UNVEILING OUR HIDDEN COLLECTIONS

By March 2022, 95% of the Library’s collections will be visible on Catalyst. This is up from 75% at the end of 2017, and sees the conclusion of the Library's retrospective cataloguing project, which started in the late 1990s. At that time, it was estimated that 25% of titles were effectively ‘hidden’ as they were acquired prior to 1950 and had not yet been added to Catalyst. The only way to find these titles was by searching the Guard Books, or serendipitously searching the Library shelves. The project to catalogue these items has been ongoing ever since. 

In 2018-2019 partial information about 120,000 titles was made available on Catalyst. These records were imported from an external database and whilst the quality was good, it was not as good as the standard of cataloguing normally produced by the Library Bibliographic Services team. They were made available in their unedited state so that they could be found on Catalyst, with a ‘health warning’ about the quality of the record. 

This left approximately 15,000 titles for which there were no records, other than those found in the Guard Books. During the 2020 lockdowns, Library staff listed these titles and their publishing information onto Excel spreadsheets, which were then uploaded onto the Library Management System to create brief records. They remained suppressed (I.e. invisible) in Catalyst until 2021 when a team of Project Cataloguers, funded by the Tom Stoppard Innovation Fund (TSIF) started looking for the physical items on the shelves. They then matched the items with the brief records and made them available via Catalyst. This process was completed by the end of March 2022, therefore bringing to a close a project which has been going for over 20 years. 

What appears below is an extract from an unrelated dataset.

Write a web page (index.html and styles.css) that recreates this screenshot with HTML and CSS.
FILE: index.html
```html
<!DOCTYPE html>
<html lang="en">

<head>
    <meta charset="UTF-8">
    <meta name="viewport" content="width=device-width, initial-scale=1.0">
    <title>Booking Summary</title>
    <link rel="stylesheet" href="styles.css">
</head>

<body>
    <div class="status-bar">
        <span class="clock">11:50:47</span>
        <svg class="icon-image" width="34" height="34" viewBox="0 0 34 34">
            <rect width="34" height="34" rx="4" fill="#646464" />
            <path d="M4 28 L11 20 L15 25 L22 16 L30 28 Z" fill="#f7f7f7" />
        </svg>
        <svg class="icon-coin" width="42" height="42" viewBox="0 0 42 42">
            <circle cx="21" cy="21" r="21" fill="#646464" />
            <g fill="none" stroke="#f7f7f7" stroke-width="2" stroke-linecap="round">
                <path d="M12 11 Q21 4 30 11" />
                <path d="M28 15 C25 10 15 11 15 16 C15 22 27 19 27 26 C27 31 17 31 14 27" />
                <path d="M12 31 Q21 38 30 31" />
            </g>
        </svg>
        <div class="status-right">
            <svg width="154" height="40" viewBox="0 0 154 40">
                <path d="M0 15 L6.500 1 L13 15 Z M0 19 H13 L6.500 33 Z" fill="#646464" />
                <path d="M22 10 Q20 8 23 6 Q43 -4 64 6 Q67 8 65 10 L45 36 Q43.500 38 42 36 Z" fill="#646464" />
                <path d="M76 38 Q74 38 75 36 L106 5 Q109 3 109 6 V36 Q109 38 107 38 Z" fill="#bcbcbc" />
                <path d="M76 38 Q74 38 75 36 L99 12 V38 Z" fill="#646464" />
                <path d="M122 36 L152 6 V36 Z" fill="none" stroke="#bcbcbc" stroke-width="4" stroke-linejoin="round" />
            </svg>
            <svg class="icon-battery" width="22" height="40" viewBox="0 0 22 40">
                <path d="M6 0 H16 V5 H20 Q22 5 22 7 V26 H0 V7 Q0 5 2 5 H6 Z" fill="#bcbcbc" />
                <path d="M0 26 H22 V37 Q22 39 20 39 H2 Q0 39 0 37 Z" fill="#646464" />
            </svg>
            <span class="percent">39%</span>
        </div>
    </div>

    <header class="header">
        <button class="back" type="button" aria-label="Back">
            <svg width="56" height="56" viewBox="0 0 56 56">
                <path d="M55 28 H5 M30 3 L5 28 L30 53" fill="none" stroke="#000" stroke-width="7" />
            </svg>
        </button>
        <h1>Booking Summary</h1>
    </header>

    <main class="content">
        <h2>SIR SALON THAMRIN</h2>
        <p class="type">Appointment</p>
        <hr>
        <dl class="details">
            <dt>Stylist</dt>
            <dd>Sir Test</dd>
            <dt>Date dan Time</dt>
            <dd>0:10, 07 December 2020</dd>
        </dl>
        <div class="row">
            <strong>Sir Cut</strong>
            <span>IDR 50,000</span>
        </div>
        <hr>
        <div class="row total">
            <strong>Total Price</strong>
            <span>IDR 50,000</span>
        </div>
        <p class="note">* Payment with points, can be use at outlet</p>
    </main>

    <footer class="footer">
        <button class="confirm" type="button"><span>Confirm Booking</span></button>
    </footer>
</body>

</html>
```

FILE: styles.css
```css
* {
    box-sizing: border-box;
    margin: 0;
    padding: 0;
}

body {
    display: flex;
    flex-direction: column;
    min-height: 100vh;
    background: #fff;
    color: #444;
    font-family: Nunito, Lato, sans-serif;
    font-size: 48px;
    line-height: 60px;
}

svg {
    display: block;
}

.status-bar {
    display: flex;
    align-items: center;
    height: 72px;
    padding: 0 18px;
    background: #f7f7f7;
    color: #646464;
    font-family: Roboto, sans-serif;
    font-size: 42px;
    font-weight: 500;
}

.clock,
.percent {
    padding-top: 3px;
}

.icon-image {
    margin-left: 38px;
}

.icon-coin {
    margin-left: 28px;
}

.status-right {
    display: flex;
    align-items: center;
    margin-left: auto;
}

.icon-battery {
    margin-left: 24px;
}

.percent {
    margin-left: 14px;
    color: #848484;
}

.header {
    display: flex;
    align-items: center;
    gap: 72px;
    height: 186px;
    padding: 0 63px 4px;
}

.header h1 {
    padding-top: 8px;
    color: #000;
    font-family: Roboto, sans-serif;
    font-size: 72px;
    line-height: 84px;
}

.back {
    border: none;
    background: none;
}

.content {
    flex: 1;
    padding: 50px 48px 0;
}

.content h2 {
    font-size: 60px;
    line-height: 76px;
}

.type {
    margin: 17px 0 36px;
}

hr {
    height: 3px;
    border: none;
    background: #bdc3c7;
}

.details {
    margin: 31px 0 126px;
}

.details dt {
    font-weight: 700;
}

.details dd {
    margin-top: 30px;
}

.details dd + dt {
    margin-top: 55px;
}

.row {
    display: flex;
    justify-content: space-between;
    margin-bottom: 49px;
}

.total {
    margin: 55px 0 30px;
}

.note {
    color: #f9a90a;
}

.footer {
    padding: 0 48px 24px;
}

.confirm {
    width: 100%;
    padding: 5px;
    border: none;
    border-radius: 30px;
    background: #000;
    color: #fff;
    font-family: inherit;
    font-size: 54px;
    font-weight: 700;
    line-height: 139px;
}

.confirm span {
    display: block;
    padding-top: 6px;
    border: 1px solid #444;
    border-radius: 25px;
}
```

There remains 5% of the Library collections which are not yet available via Catalyst, and work will continue during 2022 and 2023 to make these discoverable. This includes making the records of some of the rarer library items that are held in our library closed access stores more readily available, which is currently ongoing – again supported by the TSIF. Additionally, the majority of around 45,000 individual pamphlets which are bound into 2171 volumes, still need to be catalogued.